There is no limitation as to the range of color or shading which may be accorded an article formed from the present compostion since the same is readily adapted for receiving any well known pigment whereby the compositon is productive of extremely aesthetic articles.

Claims

1. A method for producing a moldable composition of matter comprising developing a reinforced matrix under ambient conditions, which matrix consists of a hydrogenated bis-phenol A linear polyester prepolymer, a low profile additive, a catalytic agent, an inhibitor, a mold release agent, a flame retardant, an extender, and a viscosity increasing agent; wherein a predetermined quantity of the hydrogenated bis-phenol A linear polyester prepolymer is charged to a vessel, then subjecting same to agitation and during such agitation to sequentially introduce into the vessel a low profile additive, a catalytic agent, an inhibitor, a mold release agent, a flame retardant, and an extender, continuing the agitation until the ingredients are blended, then adding a viscosity increasing agent, and prior to inter-reaction of the viscosity increasing agent to introduce into the blended material under agitation a predetermined quantity of solid reinforcing elements, then, subsequent to intermixture of the reinforcing elements within the blended material to withdraw the mixture and to store same for a predetermined period of time requisite for permitting the viscosity increasing agent to enhance the viscosity of the mixture, and then while the mixture is in a pliable, leathery-like, dry to the touch state for subjection to ultimate compression.

2. A method a defined in claim 1 wherein the mixture is stored within an environment having a temperature within the range of approximately 70.degree. to approximately 90.degree. F.

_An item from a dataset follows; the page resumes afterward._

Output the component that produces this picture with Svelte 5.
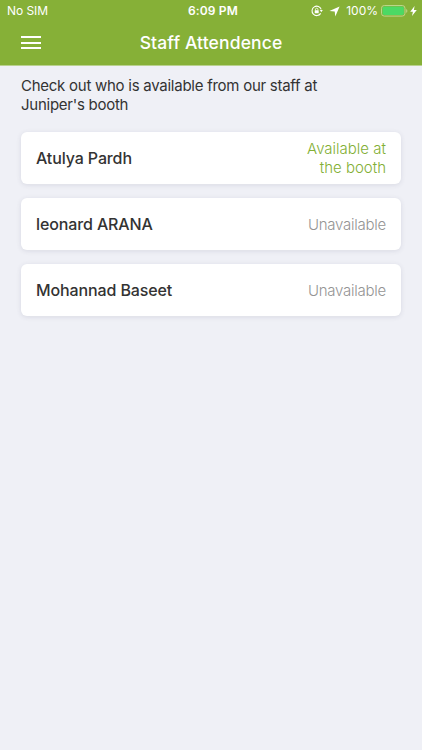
<script>
	let title = "Staff Attendence";
	let staff = [
		{ name: "Atulya Pardh", available: true },
		{ name: "leonard ARANA", available: false },
		{ name: "Mohannad Baseet", available: false }
	];
</script>

<div class="app">
	<header>
		<div class="status-bar">
			<span class="carrier">No SIM</span>
			<span class="time">6:09 PM</span>
			<div class="indicators">
				<svg class="lock" width="12" height="12" viewBox="0 0 12 12">
					<path d="M9.7 8.4A4.7 4.7 0 1 1 10.2 4.4" fill="none" stroke="#fff" stroke-width="1.1" />
					<path d="M8.7 5.1h3.1l-1.5 2.2z" fill="#fff" />
					<rect x="3.7" y="5.2" width="4" height="3.1" rx=".4" fill="#fff" />
					<path d="M4.5 5.3V4.4a1.2 1.2 0 0 1 2.4 0v.9" fill="none" stroke="#fff" stroke-width=".8" />
				</svg>
				<svg class="location" width="11" height="11" viewBox="0 0 11 11">
					<path d="M10.6.4 6.3 10.6 5.7 5.5.4 5z" fill="#fff" />
				</svg>
				<span class="percent">100%</span>
				<svg class="battery" width="27" height="12" viewBox="0 0 27 12">
					<rect x=".5" y=".5" width="23.5" height="10.6" rx="2.8" fill="none" stroke="#bcd58a" />
					<rect x="1.6" y="1.6" width="21.3" height="8.4" rx="1.7" fill="#4cd964" />
					<path d="M25.2 4v3.8q1.2-.5 1.2-1.9T25.2 4z" fill="#bcd58a" />
				</svg>
				<svg class="bolt" width="7" height="10" viewBox="0 0 7 10">
					<path d="M4.6 0 .2 5.7h2.7L2 10 6.8 4H3.9z" fill="#fff" />
				</svg>
			</div>
		</div>
		<div class="nav-bar">
			<button class="menu" aria-label="Menu">
				<span></span>
				<span></span>
				<span></span>
			</button>
			<h1>{title}</h1>
		</div>
	</header>

	<main>
		<p class="intro">Check out who is available from our staff at<br />Juniper's booth</p>
		<ul>
			{#each staff as person}
				<li>
					<span class="name">{person.name}</span>
					{#if person.available}
						<span class="state available">Available at<br />the booth</span>
					{:else}
						<span class="state">Unavailable</span>
					{/if}
				</li>
			{/each}
		</ul>
	</main>
</div>

<style>
	:global(body) {
		background: #eff0f6;
	}
	.app {
		min-height: 750px;
		background: #eff0f6;
		font-family: Inter, "Open Sans", sans-serif;
		color: #333;
	}
	header {
		box-sizing: border-box;
		height: 66px;
		background: #86b037;
		border-bottom: 1px solid #b9d18e;
		color: #fff;
	}
	.status-bar {
		display: grid;
		grid-template-columns: 1fr auto 1fr;
		align-items: center;
		height: 22px;
		padding: 0 5px 0 7px;
		font-size: 12px;
		line-height: 22px;
	}
	.carrier {
		letter-spacing: -0.05px;
	}
	.time {
		padding-left: 2px;
		font-weight: 600;
		letter-spacing: 0.15px;
	}
	.indicators {
		display: flex;
		justify-content: flex-end;
		align-items: center;
	}
	.location {
		margin-left: 6px;
	}
	.percent {
		margin-left: 6px;
	}
	.battery {
		margin-left: 3px;
	}
	.bolt {
		margin-left: 2px;
	}
	.nav-bar {
		display: grid;
		grid-template-columns: 60px 1fr 60px;
		height: 43px;
	}
	.menu {
		display: flex;
		flex-direction: column;
		justify-content: flex-start;
		gap: 3.5px;
		margin: 0;
		padding: 14px 19px 0 21px;
		border: none;
		background: none;
	}
	.menu span {
		width: 20px;
		height: 2px;
		background: #fff;
	}
	h1 {
		margin: 0;
		text-align: center;
		font-size: 17.5px;
		font-weight: 500;
		line-height: 42px;
		letter-spacing: 0.13px;
	}
	main {
		padding: 10px 21px 0;
	}
	.intro {
		margin: 0;
		font-size: 15px;
		line-height: 19px;
		letter-spacing: -0.26px;
	}
	ul {
		display: flex;
		flex-direction: column;
		gap: 14px;
		margin: 18px 0 0;
		padding: 0;
		list-style: none;
	}
	li {
		display: flex;
		justify-content: space-between;
		align-items: center;
		box-sizing: border-box;
		height: 52px;
		padding: 0 15px;
		border-radius: 6px;
		background: #fff;
		box-shadow: 0 1px 5px rgba(60, 60, 90, 0.12);
	}
	.name {
		padding-bottom: 1px;
		font-size: 16px;
		font-weight: 500;
		letter-spacing: -0.12px;
	}
	.state {
		color: #949494;
		font-size: 15px;
		font-weight: 300;
		line-height: 19px;
		letter-spacing: -0.25px;
		text-align: right;
	}
	.available {
		color: #83af35;
		letter-spacing: 0;
	}
</style>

3. A method as defined in claim 1 wherein during storage viscosity measurements are periodically made of the mixture and when the same reaches a predetermined level to withdraw the same from storage.

4. A method as defined in claim 1 wherein the low profile additive is from the class consisting of acrylic modified polyvinyl acetate in styrene solution and low density polystyrene pellets in styrene solution; the catalyst being of the class consisting of t-butyl perbenzoate and t-amyl perbenzoate; the inhibitor being of the class consisting of hydroquinone, mono-tertiary butyl hydorquinone, and para-benzoquinone; the mold release agent being of the class consisting of calcium stearate and zinc stearate; and the flame retardant being alumina trihydrate.

5. A method as defined in claim 3 wherein the viscosity increasing agent is from the class consisting of calcium oxide, calcium hydroxide, magnesium oxide, and magnesium hydroxide.

6. A method as defined in claim 1 wherein the reinforcing elements are solid glass fibers being of a length approximately 1/8 inch to approximately 1 inch.

7. A method as defined in claim 1 wherein the viscosity of the blended material prior to introduction of the viscosity increasing agent is within the range of approximately 60,000 to approximately 100,000 centipois.

8. A method for producing a moldable composition of matter comprising developing a reinforced matrix under ambient conditions, which matrix consists of a hydrogenated bis-phenol A linear polyester prepolymer, a low profile additive, a catalytic agent, an inhibitor, a mold release agent, a flame retardant, an extender, and a viscosity increasing agent; wherein a predetermined quantity of the hydrogenated bis-phenol A linear polyester prepolymer is charged to a vessel, then subjecting same to agitation and during such agitation to sequentially introduce into the vessel a low profile additive, a catalytic agent, an inhibitor, a mold release agent, a flame retardant, and an extender, continuing the agitation until the ingredients are blended, the blended material being within the range of approximately 100,000 centipoise, then adding a viscosity increasing agent, and prior to inter-reaction of the viscosity increasing agent to introduce into the blended material under agitation a predetermined quantity of solid reinforcing elements, comprising glass fibers being within the range of approximately 1/8" to approximately 1" and having a cross-section corresponding to that of a roving bundle, then subsequent to intermixture of the reinforcing elements within the blended material to withdraw the mixture and to store same within an environment having a temperature within the range of approximately 70.degree. F. to approximately 90.degree. F. for a predetermined period of time requisite for permitting the viscosity increasing agent to enhance the viscosity of the mixture, withdrawing the mixture in partially cured condition from the controlled environment, and then while the mixture is in a pliable, leathery-like, dry to the touch state, forming discrete masses of preselected sizes and weights, and then subjecting said masses to molding; the molding temperature being within the range of approximately 270.degree. F. to approximately 325.degree. F. and the pressure being within the range of approximately 100 to approximately 500 psi.

9. A method as defined in claim 8 wherein during storage viscosity measurements are periodically made of the mixture and when the same reaches a predetermined level to withdraw the same from storage.

10. A method as defined in claim 9 wherein the low profile additive is from the class consisting of acrylic modified polyvinyl acetate in styrene solution and low density polystyrene pellets in styrene solution; the catalyst being of the class consisting of t-butyl perbenzoate and t-amyl perbenzoate; the inhibitor being of the class consisting of hydroquinone, mono-tertiary butyl hydroquinone, and para-benzoquinone; the mold release agent being of the class consisting of calcium stearate and zinc stearate, and the flame retardant being alumina trihydrate.

11. A method as defined in claim 10 wherein the viscosity increasing agent is from the class consisting of calcium oxide, calcium hydroxide, magnesium oxide, and magnesium hydroxide.